■ Interface markup and scripts:
-------------------------

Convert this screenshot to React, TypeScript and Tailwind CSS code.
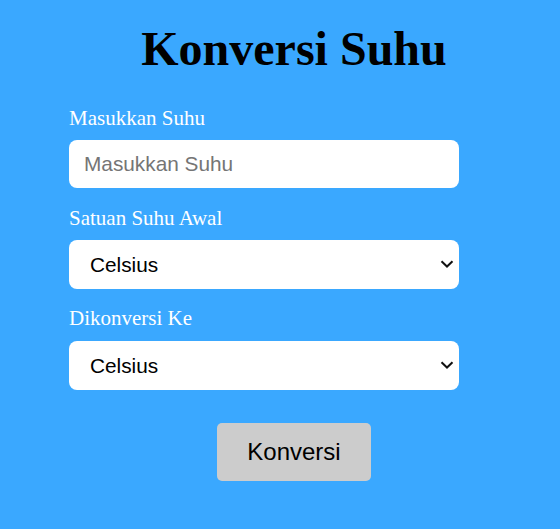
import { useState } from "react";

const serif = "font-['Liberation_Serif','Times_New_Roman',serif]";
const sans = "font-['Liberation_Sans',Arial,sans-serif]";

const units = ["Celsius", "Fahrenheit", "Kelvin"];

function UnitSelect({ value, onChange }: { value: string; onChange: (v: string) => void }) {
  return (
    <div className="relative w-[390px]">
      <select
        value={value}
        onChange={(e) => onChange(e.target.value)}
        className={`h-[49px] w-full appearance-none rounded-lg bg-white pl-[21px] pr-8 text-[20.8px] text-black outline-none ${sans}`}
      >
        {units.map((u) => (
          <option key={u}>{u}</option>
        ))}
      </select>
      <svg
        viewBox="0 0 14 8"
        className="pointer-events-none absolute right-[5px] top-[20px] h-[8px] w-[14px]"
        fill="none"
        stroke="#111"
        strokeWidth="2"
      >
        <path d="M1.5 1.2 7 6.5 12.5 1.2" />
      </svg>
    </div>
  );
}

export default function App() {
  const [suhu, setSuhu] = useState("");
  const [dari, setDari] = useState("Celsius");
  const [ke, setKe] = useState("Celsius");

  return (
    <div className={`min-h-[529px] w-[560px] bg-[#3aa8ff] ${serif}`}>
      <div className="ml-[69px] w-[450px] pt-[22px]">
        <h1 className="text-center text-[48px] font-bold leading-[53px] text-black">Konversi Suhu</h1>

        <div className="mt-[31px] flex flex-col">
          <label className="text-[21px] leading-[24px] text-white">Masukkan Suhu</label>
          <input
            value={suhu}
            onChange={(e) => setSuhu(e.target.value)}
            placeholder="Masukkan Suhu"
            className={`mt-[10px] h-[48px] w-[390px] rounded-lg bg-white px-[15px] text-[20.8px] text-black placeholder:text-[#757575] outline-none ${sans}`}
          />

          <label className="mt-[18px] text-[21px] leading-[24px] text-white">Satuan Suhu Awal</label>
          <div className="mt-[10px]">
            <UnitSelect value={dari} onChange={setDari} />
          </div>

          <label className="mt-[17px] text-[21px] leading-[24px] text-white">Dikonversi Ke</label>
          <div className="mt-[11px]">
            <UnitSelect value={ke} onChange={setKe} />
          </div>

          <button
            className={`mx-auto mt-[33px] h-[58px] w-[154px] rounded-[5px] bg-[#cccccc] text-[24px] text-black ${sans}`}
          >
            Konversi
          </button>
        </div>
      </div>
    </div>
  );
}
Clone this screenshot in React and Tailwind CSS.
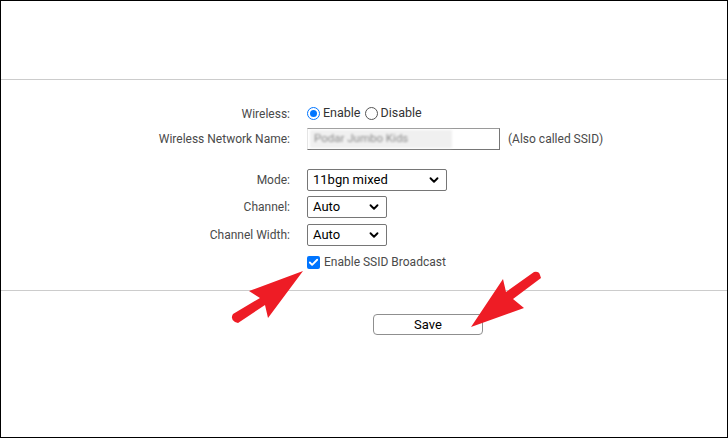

-------------------------

■ SHORT TASK: Exclude the pictures and transcribe all of the entries exactly.

■ ANSWER TO THIS EXERCISE:
Convert this screenshot to React, TypeScript and Tailwind CSS code.
import { useState } from "react";

const serif = "font-['Liberation_Serif','Times_New_Roman',serif]";
const sans = "font-['Liberation_Sans',Arial,sans-serif]";

const units = ["Celsius", "Fahrenheit", "Kelvin"];

function UnitSelect({ value, onChange }: { value: string; onChange: (v: string) => void }) {
  return (
    <div className="relative w-[390px]">
      <select
        value={value}
        onChange={(e) => onChange(e.target.value)}
        className={`h-[49px] w-full appearance-none rounded-lg bg-white pl-[21px] pr-8 text-[20.8px] text-black outline-none ${sans}`}
      >
        {units.map((u) => (
          <option key={u}>{u}</option>
        ))}
      </select>
      <svg
        viewBox="0 0 14 8"
        className="pointer-events-none absolute right-[5px] top-[20px] h-[8px] w-[14px]"
        fill="none"
        stroke="#111"
        strokeWidth="2"
      >
        <path d="M1.5 1.2 7 6.5 12.5 1.2" />
      </svg>
    </div>
  );
}

export default function App() {
  const [suhu, setSuhu] = useState("");
  const [dari, setDari] = useState("Celsius");
  const [ke, setKe] = useState("Celsius");

  return (
    <div className={`min-h-[529px] w-[560px] bg-[#3aa8ff] ${serif}`}>
      <div className="ml-[69px] w-[450px] pt-[22px]">
        <h1 className="text-center text-[48px] font-bold leading-[53px] text-black">Konversi Suhu</h1>

        <div className="mt-[31px] flex flex-col">
          <label className="text-[21px] leading-[24px] text-white">Masukkan Suhu</label>
          <input
            value={suhu}
            onChange={(e) => setSuhu(e.target.value)}
            placeholder="Masukkan Suhu"
            className={`mt-[10px] h-[48px] w-[390px] rounded-lg bg-white px-[15px] text-[20.8px] text-black placeholder:text-[#757575] outline-none ${sans}`}
          />

          <label className="mt-[18px] text-[21px] leading-[24px] text-white">Satuan Suhu Awal</label>
          <div className="mt-[10px]">
            <UnitSelect value={dari} onChange={setDari} />
          </div>

          <label className="mt-[17px] text-[21px] leading-[24px] text-white">Dikonversi Ke</label>
          <div className="mt-[11px]">
            <UnitSelect value={ke} onChange={setKe} />
          </div>

          <button
            className={`mx-auto mt-[33px] h-[58px] w-[154px] rounded-[5px] bg-[#cccccc] text-[24px] text-black ${sans}`}
          >
            Konversi
          </button>
        </div>
      </div>
    </div>
  );
}
Clone this screenshot in React and Tailwind CSS.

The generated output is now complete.